═════ Data provided
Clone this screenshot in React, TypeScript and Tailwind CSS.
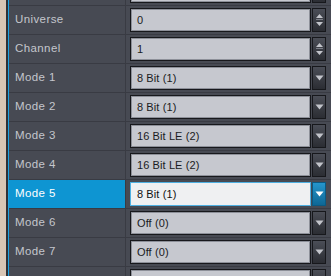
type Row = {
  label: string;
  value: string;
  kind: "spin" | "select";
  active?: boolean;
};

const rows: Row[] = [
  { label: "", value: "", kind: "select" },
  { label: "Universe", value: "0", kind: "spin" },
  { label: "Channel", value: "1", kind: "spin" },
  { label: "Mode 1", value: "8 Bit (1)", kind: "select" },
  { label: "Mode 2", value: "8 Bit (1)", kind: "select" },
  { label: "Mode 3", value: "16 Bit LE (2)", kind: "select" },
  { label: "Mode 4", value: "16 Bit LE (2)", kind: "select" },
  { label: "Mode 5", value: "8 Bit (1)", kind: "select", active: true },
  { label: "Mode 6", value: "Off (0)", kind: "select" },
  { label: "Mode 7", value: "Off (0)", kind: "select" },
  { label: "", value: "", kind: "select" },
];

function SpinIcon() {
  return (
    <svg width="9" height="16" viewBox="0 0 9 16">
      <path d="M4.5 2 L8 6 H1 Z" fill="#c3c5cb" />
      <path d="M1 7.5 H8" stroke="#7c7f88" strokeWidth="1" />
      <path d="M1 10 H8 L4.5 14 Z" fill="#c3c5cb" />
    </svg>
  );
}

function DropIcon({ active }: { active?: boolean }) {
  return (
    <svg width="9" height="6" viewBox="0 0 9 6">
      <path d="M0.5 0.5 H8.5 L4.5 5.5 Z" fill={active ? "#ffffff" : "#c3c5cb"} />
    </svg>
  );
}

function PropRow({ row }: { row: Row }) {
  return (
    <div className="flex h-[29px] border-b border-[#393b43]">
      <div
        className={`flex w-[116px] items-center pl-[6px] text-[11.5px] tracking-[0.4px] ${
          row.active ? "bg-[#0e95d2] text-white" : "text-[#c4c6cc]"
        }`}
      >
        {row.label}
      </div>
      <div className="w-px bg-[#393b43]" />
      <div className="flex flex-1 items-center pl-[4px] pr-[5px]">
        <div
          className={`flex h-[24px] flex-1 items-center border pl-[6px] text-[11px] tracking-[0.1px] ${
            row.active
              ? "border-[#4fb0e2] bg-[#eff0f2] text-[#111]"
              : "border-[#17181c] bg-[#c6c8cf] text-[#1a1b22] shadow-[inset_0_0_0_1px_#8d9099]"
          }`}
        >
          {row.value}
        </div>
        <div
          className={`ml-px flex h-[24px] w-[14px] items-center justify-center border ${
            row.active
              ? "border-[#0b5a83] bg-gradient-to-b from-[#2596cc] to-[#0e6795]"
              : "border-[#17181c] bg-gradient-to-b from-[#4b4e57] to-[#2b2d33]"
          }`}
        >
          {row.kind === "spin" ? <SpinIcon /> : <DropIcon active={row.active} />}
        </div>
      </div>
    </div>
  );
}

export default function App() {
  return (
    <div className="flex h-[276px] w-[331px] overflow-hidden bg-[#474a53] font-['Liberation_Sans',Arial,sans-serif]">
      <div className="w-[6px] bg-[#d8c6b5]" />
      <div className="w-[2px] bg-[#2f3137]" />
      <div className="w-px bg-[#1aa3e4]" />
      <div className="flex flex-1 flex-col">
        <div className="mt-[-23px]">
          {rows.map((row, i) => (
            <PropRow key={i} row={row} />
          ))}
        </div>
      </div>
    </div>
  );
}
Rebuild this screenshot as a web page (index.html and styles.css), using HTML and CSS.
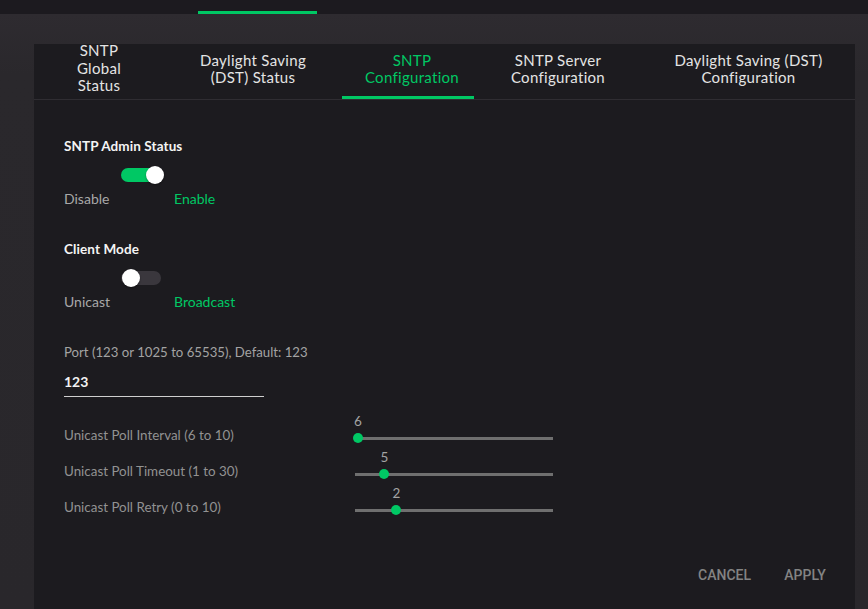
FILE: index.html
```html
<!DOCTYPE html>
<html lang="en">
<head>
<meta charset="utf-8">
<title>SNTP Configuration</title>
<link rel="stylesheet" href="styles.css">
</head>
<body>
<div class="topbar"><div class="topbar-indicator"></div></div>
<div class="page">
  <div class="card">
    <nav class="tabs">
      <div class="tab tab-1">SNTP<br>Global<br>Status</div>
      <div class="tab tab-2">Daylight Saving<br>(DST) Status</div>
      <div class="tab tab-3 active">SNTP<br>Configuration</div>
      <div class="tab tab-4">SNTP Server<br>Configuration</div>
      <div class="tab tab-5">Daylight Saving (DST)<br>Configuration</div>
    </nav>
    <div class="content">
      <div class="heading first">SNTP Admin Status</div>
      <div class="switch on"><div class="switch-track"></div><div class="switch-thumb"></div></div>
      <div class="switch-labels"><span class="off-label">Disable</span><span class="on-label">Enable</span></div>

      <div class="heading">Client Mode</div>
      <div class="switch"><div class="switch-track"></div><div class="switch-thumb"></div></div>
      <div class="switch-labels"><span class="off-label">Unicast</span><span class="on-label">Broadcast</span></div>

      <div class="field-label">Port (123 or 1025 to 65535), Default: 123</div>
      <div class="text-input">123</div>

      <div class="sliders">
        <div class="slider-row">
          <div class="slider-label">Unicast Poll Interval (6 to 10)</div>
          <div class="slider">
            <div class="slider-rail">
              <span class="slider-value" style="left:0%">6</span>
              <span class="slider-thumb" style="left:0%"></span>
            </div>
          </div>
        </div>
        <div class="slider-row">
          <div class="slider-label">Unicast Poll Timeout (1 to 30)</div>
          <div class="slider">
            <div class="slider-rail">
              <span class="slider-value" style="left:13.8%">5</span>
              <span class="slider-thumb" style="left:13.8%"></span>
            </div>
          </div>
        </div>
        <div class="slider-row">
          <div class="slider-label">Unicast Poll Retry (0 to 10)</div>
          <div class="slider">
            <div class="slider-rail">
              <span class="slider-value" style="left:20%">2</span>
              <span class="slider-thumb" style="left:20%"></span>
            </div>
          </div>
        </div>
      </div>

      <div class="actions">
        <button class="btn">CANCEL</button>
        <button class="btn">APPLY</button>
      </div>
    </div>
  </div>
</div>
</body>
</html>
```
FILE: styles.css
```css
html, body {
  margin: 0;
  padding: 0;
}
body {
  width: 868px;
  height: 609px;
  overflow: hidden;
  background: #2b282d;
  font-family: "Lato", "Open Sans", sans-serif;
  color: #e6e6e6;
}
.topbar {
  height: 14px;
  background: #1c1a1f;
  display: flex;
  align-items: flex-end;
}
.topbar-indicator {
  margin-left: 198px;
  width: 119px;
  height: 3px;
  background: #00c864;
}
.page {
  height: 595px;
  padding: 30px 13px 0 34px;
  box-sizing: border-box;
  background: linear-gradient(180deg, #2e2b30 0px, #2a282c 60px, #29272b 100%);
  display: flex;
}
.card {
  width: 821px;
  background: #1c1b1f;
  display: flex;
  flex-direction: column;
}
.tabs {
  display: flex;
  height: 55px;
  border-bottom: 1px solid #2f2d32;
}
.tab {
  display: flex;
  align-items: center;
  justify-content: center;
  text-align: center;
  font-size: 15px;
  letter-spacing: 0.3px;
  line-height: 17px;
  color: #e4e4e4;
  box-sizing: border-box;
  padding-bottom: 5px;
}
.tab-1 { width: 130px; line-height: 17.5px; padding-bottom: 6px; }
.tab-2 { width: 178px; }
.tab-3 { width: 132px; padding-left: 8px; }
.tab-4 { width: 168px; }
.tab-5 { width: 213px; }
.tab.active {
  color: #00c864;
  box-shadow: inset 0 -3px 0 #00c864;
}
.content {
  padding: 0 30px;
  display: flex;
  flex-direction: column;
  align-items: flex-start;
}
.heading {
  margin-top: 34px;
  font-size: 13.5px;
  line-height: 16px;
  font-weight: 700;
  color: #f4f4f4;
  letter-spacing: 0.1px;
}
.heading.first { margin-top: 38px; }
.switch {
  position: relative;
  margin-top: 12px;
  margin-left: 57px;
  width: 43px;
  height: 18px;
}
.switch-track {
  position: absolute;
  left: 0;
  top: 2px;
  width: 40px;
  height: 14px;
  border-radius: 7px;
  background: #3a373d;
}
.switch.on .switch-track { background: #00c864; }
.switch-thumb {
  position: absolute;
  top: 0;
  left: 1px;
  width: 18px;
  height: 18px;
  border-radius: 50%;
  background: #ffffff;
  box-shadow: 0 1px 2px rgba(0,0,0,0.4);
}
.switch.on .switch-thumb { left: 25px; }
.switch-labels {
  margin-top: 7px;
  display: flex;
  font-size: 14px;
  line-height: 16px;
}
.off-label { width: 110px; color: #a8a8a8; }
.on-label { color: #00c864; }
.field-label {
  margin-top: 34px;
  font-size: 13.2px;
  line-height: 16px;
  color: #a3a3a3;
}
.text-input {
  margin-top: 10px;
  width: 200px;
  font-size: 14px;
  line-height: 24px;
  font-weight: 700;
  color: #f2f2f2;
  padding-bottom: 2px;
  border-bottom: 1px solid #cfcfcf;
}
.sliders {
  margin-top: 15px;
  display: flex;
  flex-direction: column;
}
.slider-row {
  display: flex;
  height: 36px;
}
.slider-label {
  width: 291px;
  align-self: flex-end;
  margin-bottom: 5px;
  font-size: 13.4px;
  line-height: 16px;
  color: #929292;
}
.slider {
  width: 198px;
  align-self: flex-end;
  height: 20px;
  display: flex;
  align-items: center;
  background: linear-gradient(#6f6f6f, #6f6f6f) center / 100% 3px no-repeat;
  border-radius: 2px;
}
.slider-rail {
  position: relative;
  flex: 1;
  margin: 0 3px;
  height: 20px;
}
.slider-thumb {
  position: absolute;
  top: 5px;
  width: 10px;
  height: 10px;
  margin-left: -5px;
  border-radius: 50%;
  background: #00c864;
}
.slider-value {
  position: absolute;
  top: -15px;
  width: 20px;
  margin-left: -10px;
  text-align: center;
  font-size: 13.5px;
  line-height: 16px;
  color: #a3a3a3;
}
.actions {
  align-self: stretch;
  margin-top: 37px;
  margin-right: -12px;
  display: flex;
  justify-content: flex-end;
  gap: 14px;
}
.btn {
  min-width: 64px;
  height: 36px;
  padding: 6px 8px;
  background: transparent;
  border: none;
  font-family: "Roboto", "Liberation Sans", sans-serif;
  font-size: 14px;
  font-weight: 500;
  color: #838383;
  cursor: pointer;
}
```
══════════
In the listing, find all lines with the string "styles" and copy them.

Rebuild this screenshot as a web page (index.html and styles.css), using HTML and CSS.
<link rel="stylesheet" href="styles.css">
FILE: styles.css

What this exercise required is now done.